Serial correlation coefficient is 0.000075 (totally uncorrelated = 0.0).

(By the way, DieHard doesn't run on MacOSX.)

Ergo: Either my source of randomness is glitchy, or my randomness extraction and decorrelation algorithms (von Neuman, shuffling, SHA-1, shuffling again) are not good enough. Tomorrow I'll check out with an oscilloscope what sort of output my little board produces and I'll post here the results (including a Fourier spectrum of the signal). Do you think that combining multiple independent sources of information would improve the quality of my RNG?

chung:
(By the way, DieHard doesn't run on MacOSX.)

Skip diehard. Use diehard2, the NIST tests, or ... what's that other thing ... Pierre L'Ecuyer's thing ... there it is: TestU01. I gave up on NIST and TestU01. I found a plethora of serious coding problems with TestU01 and I could not get the NIST tests to compile. Bear in mind that they each test different aspects of randomness with some overlap.

Ergo: Either my source of randomness is glitchy, or my randomness extraction and decorrelation algorithms (von Neuman, shuffling, SHA-1, shuffling again) are not good enough.

Did you try the whitening strategy I described in Reply #5?

Do you think that combining multiple independent sources of information would improve the quality of my RNG?

With exclusive-or? Of course.

I would like to present some results I got after monitoring the signal that the aforementioned randomness source produces using a DS1052E Rigol 50MHz digital oscilloscope.
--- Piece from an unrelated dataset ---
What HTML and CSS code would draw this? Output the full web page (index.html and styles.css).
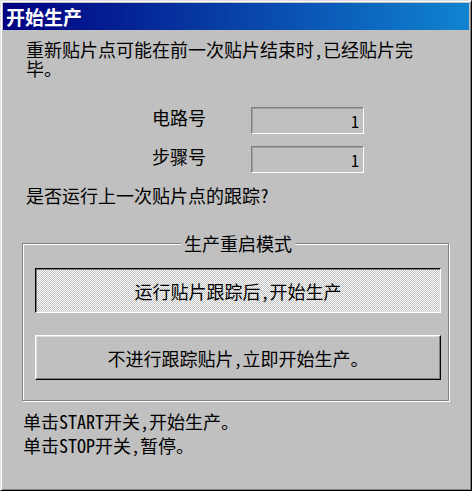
FILE: index.html
```html
<!DOCTYPE html>
<html lang="zh-CN">
<head>
  <meta charset="UTF-8">
  <meta name="viewport" content="width=device-width, initial-scale=1.0">
  <title>开始生产</title>
  <link rel="stylesheet" href="styles.css">
</head>
<body>
  <div class="window">
    <div class="titlebar">开始生产</div>
    <div class="content">
      <p class="message">重新贴片点可能在前一次贴片结束时,已经贴片完毕。</p>

      <div class="field">
        <label for="circuitNo">电路号</label>
        <input type="text" id="circuitNo" value="1" readonly>
      </div>
      <div class="field">
        <label for="stepNo">步骤号</label>
        <input type="text" id="stepNo" value="1" readonly>
      </div>

      <p class="question">是否运行上一次贴片点的跟踪?</p>

      <div class="group">
        <div class="legend">生产重启模式</div>
        <button class="btn pressed">运行贴片跟踪后,开始生产</button>
        <button class="btn">不进行跟踪贴片,立即开始生产。</button>
      </div>

      <div class="hint">
        <div>单击START开关,开始生产。</div>
        <div>单击STOP开关,暂停。</div>
      </div>
    </div>
  </div>
</body>
</html>
```

FILE: styles.css
```css
body {
  margin: 0;
  background-color: #c0c0c0;
  font-family: "Noto Sans Mono CJK SC", "Noto Sans CJK SC", sans-serif;
  font-size: 18px;
  color: #000;
}

.window {
  box-sizing: border-box;
  width: 472px;
  height: 491px;
  padding: 2px;
  background-color: #c0c0c0;
  border: 1px solid;
  border-color: #dfdfdf #000 #000 #dfdfdf;
  box-shadow: inset 1px 1px #fff, inset -1px -1px #808080;
}

.titlebar {
  height: 27px;
  line-height: 27px;
  padding-left: 3px;
  background: linear-gradient(to right, #000080, #1084d0);
  color: #fff;
  font-size: 19px;
  font-weight: bold;
}

.content {
  padding: 10px 0 0 19px;
}

.message {
  margin: 0 0 0 4px;
  width: 392px;
  line-height: 19px;
}

.field {
  display: flex;
  align-items: flex-start;
  gap: 45px;
  margin-top: 12px;
  padding-left: 130px;
  line-height: 20px;
}

.field:first-of-type {
  margin-top: 29px;
}

.field label {
  width: 54px;
}

.field input {
  box-sizing: border-box;
  width: 113px;
  height: 27px;
  margin: 0;
  padding: 0 4px 0 0;
  background-color: #c0c0c0;
  border: 1px solid;
  border-color: #808080 #fff #fff #808080;
  box-shadow: inset 1px 1px #a0a0a0;
  font-family: inherit;
  font-size: 16px;
  text-align: right;
  color: #000;
  outline: none;
}

.question {
  margin: 12px 0 0 4px;
  line-height: 20px;
}

.group {
  box-sizing: border-box;
  width: 427px;
  margin-top: 38px;
  padding: 0 7px 20px 12px;
  border: 1px solid #808080;
  box-shadow: inset 1px 1px #fff, 1px 1px #fff;
}

.legend {
  width: fit-content;
  margin: -11px auto 0;
  padding: 0 3px;
  line-height: 20px;
  background-color: #c0c0c0;
}

.btn {
  display: flex;
  align-items: center;
  justify-content: center;
  box-sizing: border-box;
  width: 406px;
  height: 45px;
  margin-top: 22px;
  padding: 0;
  background-color: #c0c0c0;
  border: 1px solid;
  border-color: #fff #000 #000 #fff;
  box-shadow: inset -1px -1px #808080, inset 1px 1px #dfdfdf;
  font-family: inherit;
  font-size: 18px;
  color: #000;
}

.btn.pressed {
  margin-top: 15px;
  border-color: #000 #fff #fff #000;
  box-shadow: inset 1px 1px #808080, inset -1px -1px #dfdfdf;
  background: repeating-conic-gradient(#fff 0 25%, #c0c0c0 0 50%) 0 0 / 2px 2px;
}

.hint {
  margin: 8px 0 0 1px;
  line-height: 24px;
}
```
I captured data from the signal with sampling time 4e-7 sec (400ns) for a total period of 6.5ms, that is circa 16400 samples in time. The signal looks quite fuzzy at a first glance:

One cannot say with decent certainty (>95%) that it is not autocorrelated based on its ACF (AutoCorrelation Function):

and its PACF (Partial ACF):

Finally, this is the histogram of the voltage values which looks not too different from the normal distribution; we cannot claim with statistical certainty >95% that it is a normal distribution, but for sure, it has nothing to do with a uniform distribution:

I am a bit skeptical as of whether this is a good randomness source... Should one expect a close-to-uniform distribution of values from the initial source of randomness, or hope that this will be compensated using whitening algorithms? Are there criteria with which to discard a source of randomness? Any measurement (of any electrical signal) is accompanied by noise, which in most cases can be approximated pretty well by a normal distribution. In this context, one may use practically any measurement as source of randomness...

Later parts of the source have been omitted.